# ConLoan-LV: A Contrastive Dataset for Latvian Language Loanwords, Code-switching, and Named Entities

## Description
ConLoan-LV is a machine-readable, sentence-context-based dataset for the
detection and analysis of non-native lexis in the Latvian language. It
replicates the ConLoan contrastive methodology (Ahmadi et al., 2025) and
extends it with contrastive classes (Code-switching and Named Entities) to
reduce model confusion in known error cases.

## Dataset Structure
The dataset is provided in JSON format. Each object represents a single
sentence with the following fields:

- `source_annotated_loanwords`: Sentence with inline XML-style tags for the
  target categories.
- `source_annotated_loanwords_replaced`: Sentence where loanwords are replaced
  with native equivalents.
- `target`: Semantic equivalent/translation in English.
- `source_plain`: The original sentence sourced from the LVK2022 corpus.
- `source_annotated_plain`: The original sentence with loanwords replaced where
  possible.
- `words_in_L_tags`: Dictionary mapping tag IDs to specific loanwords.
- `words_in_N_tags`: Dictionary mapping tag IDs to specific native replacements.
- `corresponding_words`: Mapping of loanwords to their native replacements.

## Annotation Labels
- `<Lx>`: Material borrowings (Loanwords).
- `<CSx>`: Intra-sentential code-switching.
- `<NEx>`: Named entities (locations, organizations, persons, etc).

## Dataset variants 
- `Latvian.json`: Baseline dataset containing only `<Lx>` labels (353 sentences).
- `Latvian_ext.json`: Extended dataset containing `<Lx>`, `<CSx>`, and `<NEx>` labels (676 sentences).

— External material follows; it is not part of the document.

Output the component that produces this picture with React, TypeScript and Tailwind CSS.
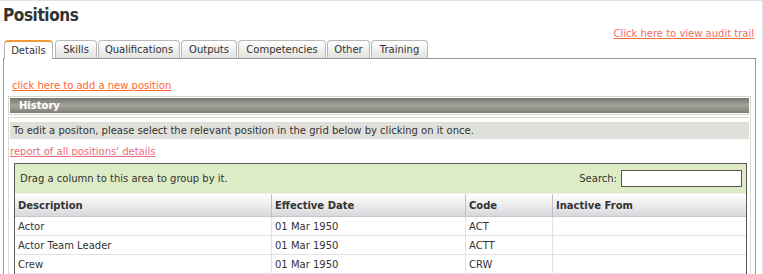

## Composition and Sources
- Sentences were sourced from LVK2022 (Balanced Corpus of Modern Latvian).
- Candidates were selected from Wiktionary (Latvian dump) and "Latvian
  Etymological Dictionary" (K. Karulis).
- All sentences underwent manual expert validation for linguistic accuracy and
  label consistency.

## Usage for NLP
The dataset is optimized for token classification tasks (NER-style). We
recommend using the BIO (Beginning, Inside, Outside) tagging scheme for
training transformer-based models (e.g., BERT, XLM-R).

## Citation
If you use this dataset, please cite the associated bachelor's thesis:
Štekeļs, J. (2026). *Kontekstuāla pieeja latviešu valodas aizguvumu noteikšanā:
datu kopas veidošana un klasifikācijas eksperimenti*. University of Latvia.